-- START OF Provided data --

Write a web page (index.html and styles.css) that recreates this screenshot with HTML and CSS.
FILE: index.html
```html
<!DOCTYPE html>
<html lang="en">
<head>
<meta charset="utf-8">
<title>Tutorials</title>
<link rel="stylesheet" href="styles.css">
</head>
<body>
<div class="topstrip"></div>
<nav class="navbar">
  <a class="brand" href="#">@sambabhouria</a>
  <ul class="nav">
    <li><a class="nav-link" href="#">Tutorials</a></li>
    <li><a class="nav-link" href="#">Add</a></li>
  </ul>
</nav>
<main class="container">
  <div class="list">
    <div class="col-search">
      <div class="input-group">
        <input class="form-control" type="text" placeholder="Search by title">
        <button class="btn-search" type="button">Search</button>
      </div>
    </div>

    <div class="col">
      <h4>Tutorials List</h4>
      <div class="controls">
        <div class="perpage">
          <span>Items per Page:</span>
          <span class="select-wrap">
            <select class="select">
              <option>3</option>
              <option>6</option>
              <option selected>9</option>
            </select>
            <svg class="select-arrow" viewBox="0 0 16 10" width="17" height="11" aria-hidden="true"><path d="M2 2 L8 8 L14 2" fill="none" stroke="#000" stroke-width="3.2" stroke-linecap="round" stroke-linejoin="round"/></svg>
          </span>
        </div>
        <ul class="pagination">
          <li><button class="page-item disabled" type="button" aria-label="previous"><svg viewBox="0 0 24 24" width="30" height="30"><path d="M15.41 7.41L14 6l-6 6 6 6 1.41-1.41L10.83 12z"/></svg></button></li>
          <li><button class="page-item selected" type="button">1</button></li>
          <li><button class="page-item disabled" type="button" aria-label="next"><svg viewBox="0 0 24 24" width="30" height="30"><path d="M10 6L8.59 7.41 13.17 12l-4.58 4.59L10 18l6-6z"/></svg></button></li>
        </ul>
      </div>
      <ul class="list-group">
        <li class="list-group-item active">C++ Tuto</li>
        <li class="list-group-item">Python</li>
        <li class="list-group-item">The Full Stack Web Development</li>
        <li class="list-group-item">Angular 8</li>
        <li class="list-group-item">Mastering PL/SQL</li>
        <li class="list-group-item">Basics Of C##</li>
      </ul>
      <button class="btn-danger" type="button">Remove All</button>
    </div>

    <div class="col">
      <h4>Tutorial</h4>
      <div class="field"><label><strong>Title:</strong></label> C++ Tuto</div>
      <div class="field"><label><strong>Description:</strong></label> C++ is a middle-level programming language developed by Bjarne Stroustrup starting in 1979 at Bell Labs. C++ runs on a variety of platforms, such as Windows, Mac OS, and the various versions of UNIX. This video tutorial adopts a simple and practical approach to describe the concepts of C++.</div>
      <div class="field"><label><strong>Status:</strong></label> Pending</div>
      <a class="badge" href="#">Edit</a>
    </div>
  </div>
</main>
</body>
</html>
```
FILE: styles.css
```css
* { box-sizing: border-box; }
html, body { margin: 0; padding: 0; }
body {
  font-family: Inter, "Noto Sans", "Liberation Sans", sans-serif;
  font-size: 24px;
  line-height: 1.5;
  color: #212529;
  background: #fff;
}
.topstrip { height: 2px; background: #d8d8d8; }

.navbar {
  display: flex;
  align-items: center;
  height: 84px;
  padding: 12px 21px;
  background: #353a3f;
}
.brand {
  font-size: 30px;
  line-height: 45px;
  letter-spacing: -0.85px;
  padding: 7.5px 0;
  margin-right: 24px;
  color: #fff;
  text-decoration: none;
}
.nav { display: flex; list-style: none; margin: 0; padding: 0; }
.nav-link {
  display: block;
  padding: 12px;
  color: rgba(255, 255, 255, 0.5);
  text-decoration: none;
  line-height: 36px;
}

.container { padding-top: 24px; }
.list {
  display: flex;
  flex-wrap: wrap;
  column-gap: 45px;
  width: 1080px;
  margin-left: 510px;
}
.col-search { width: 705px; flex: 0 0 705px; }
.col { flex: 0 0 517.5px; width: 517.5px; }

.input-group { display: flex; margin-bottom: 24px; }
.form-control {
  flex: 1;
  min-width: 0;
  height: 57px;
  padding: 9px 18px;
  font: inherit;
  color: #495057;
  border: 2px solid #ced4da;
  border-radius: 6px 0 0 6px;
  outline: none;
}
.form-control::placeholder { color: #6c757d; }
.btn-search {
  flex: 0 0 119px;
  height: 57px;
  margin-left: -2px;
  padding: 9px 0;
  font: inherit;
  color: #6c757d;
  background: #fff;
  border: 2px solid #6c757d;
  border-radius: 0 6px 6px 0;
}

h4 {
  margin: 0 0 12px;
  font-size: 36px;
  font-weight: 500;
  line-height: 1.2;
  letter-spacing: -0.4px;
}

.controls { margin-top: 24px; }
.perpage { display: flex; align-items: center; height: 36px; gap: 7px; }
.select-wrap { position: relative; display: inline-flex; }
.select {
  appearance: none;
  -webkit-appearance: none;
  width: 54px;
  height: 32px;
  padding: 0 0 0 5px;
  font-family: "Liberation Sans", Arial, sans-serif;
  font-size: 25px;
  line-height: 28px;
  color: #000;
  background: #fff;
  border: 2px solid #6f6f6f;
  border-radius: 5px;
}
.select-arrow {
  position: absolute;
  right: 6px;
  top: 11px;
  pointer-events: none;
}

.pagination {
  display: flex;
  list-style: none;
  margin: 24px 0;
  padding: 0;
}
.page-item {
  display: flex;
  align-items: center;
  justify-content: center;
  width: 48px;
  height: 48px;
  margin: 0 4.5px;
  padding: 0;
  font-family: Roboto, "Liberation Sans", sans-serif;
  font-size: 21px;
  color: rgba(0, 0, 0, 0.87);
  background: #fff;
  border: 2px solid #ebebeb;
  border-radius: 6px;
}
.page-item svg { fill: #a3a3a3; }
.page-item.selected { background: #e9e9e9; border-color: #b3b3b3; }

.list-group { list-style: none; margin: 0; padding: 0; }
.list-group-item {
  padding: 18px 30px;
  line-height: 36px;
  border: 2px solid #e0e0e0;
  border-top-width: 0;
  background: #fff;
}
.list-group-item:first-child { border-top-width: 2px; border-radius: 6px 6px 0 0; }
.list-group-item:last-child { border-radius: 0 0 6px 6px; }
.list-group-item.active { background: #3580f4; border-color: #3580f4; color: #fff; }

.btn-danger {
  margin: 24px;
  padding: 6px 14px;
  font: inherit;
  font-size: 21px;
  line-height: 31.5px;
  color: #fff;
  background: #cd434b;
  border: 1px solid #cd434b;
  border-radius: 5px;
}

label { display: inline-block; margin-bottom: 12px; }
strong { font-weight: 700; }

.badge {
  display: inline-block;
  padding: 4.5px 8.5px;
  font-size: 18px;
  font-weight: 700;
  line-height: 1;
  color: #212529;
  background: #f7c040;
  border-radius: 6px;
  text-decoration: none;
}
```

-- END OF Provided data --

Required task =>
The listing above should be transcribed in full, exactly as written.

Correct result =>
Write a web page (index.html and styles.css) that recreates this screenshot with HTML and CSS.
FILE: index.html
```html
<!DOCTYPE html>
<html lang="en">
<head>
<meta charset="utf-8">
<title>Tutorials</title>
<link rel="stylesheet" href="styles.css">
</head>
<body>
<div class="topstrip"></div>
<nav class="navbar">
  <a class="brand" href="#">@sambabhouria</a>
  <ul class="nav">
    <li><a class="nav-link" href="#">Tutorials</a></li>
    <li><a class="nav-link" href="#">Add</a></li>
  </ul>
</nav>
<main class="container">
  <div class="list">
    <div class="col-search">
      <div class="input-group">
        <input class="form-control" type="text" placeholder="Search by title">
        <button class="btn-search" type="button">Search</button>
      </div>
    </div>

    <div class="col">
      <h4>Tutorials List</h4>
      <div class="controls">
        <div class="perpage">
          <span>Items per Page:</span>
          <span class="select-wrap">
            <select class="select">
              <option>3</option>
              <option>6</option>
              <option selected>9</option>
            </select>
            <svg class="select-arrow" viewBox="0 0 16 10" width="17" height="11" aria-hidden="true"><path d="M2 2 L8 8 L14 2" fill="none" stroke="#000" stroke-width="3.2" stroke-linecap="round" stroke-linejoin="round"/></svg>
          </span>
        </div>
        <ul class="pagination">
          <li><button class="page-item disabled" type="button" aria-label="previous"><svg viewBox="0 0 24 24" width="30" height="30"><path d="M15.41 7.41L14 6l-6 6 6 6 1.41-1.41L10.83 12z"/></svg></button></li>
          <li><button class="page-item selected" type="button">1</button></li>
          <li><button class="page-item disabled" type="button" aria-label="next"><svg viewBox="0 0 24 24" width="30" height="30"><path d="M10 6L8.59 7.41 13.17 12l-4.58 4.59L10 18l6-6z"/></svg></button></li>
        </ul>
      </div>
      <ul class="list-group">
        <li class="list-group-item active">C++ Tuto</li>
        <li class="list-group-item">Python</li>
        <li class="list-group-item">The Full Stack Web Development</li>
        <li class="list-group-item">Angular 8</li>
        <li class="list-group-item">Mastering PL/SQL</li>
        <li class="list-group-item">Basics Of C##</li>
      </ul>
      <button class="btn-danger" type="button">Remove All</button>
    </div>

    <div class="col">
      <h4>Tutorial</h4>
      <div class="field"><label><strong>Title:</strong></label> C++ Tuto</div>
      <div class="field"><label><strong>Description:</strong></label> C++ is a middle-level programming language developed by Bjarne Stroustrup starting in 1979 at Bell Labs. C++ runs on a variety of platforms, such as Windows, Mac OS, and the various versions of UNIX. This video tutorial adopts a simple and practical approach to describe the concepts of C++.</div>
      <div class="field"><label><strong>Status:</strong></label> Pending</div>
      <a class="badge" href="#">Edit</a>
    </div>
  </div>
</main>
</body>
</html>
```
FILE: styles.css
```css
* { box-sizing: border-box; }
html, body { margin: 0; padding: 0; }
body {
  font-family: Inter, "Noto Sans", "Liberation Sans", sans-serif;
  font-size: 24px;
  line-height: 1.5;
  color: #212529;
  background: #fff;
}
.topstrip { height: 2px; background: #d8d8d8; }

.navbar {
  display: flex;
  align-items: center;
  height: 84px;
  padding: 12px 21px;
  background: #353a3f;
}
.brand {
  font-size: 30px;
  line-height: 45px;
  letter-spacing: -0.85px;
  padding: 7.5px 0;
  margin-right: 24px;
  color: #fff;
  text-decoration: none;
}
.nav { display: flex; list-style: none; margin: 0; padding: 0; }
.nav-link {
  display: block;
  padding: 12px;
  color: rgba(255, 255, 255, 0.5);
  text-decoration: none;
  line-height: 36px;
}

.container { padding-top: 24px; }
.list {
  display: flex;
  flex-wrap: wrap;
  column-gap: 45px;
  width: 1080px;
  margin-left: 510px;
}
.col-search { width: 705px; flex: 0 0 705px; }
.col { flex: 0 0 517.5px; width: 517.5px; }

.input-group { display: flex; margin-bottom: 24px; }
.form-control {
  flex: 1;
  min-width: 0;
  height: 57px;
  padding: 9px 18px;
  font: inherit;
  color: #495057;
  border: 2px solid #ced4da;
  border-radius: 6px 0 0 6px;
  outline: none;
}
.form-control::placeholder { color: #6c757d; }
.btn-search {
  flex: 0 0 119px;
  height: 57px;
  margin-left: -2px;
  padding: 9px 0;
  font: inherit;
  color: #6c757d;
  background: #fff;
  border: 2px solid #6c757d;
  border-radius: 0 6px 6px 0;
}

h4 {
  margin: 0 0 12px;
  font-size: 36px;
  font-weight: 500;
  line-height: 1.2;
  letter-spacing: -0.4px;
}

.controls { margin-top: 24px; }
.perpage { display: flex; align-items: center; height: 36px; gap: 7px; }
.select-wrap { position: relative; display: inline-flex; }
.select {
  appearance: none;
  -webkit-appearance: none;
  width: 54px;
  height: 32px;
  padding: 0 0 0 5px;
  font-family: "Liberation Sans", Arial, sans-serif;
  font-size: 25px;
  line-height: 28px;
  color: #000;
  background: #fff;
  border: 2px solid #6f6f6f;
  border-radius: 5px;
}
.select-arrow {
  position: absolute;
  right: 6px;
  top: 11px;
  pointer-events: none;
}

.pagination {
  display: flex;
  list-style: none;
  margin: 24px 0;
  padding: 0;
}
.page-item {
  display: flex;
  align-items: center;
  justify-content: center;
  width: 48px;
  height: 48px;
  margin: 0 4.5px;
  padding: 0;
  font-family: Roboto, "Liberation Sans", sans-serif;
  font-size: 21px;
  color: rgba(0, 0, 0, 0.87);
  background: #fff;
  border: 2px solid #ebebeb;
  border-radius: 6px;
}
.page-item svg { fill: #a3a3a3; }
.page-item.selected { background: #e9e9e9; border-color: #b3b3b3; }

.list-group { list-style: none; margin: 0; padding: 0; }
.list-group-item {
  padding: 18px 30px;
  line-height: 36px;
  border: 2px solid #e0e0e0;
  border-top-width: 0;
  background: #fff;
}
.list-group-item:first-child { border-top-width: 2px; border-radius: 6px 6px 0 0; }
.list-group-item:last-child { border-radius: 0 0 6px 6px; }
.list-group-item.active { background: #3580f4; border-color: #3580f4; color: #fff; }

.btn-danger {
  margin: 24px;
  padding: 6px 14px;
  font: inherit;
  font-size: 21px;
  line-height: 31.5px;
  color: #fff;
  background: #cd434b;
  border: 1px solid #cd434b;
  border-radius: 5px;
}

label { display: inline-block; margin-bottom: 12px; }
strong { font-weight: 700; }

.badge {
  display: inline-block;
  padding: 4.5px 8.5px;
  font-size: 18px;
  font-weight: 700;
  line-height: 1;
  color: #212529;
  background: #f7c040;
  border-radius: 6px;
  text-decoration: none;
}
```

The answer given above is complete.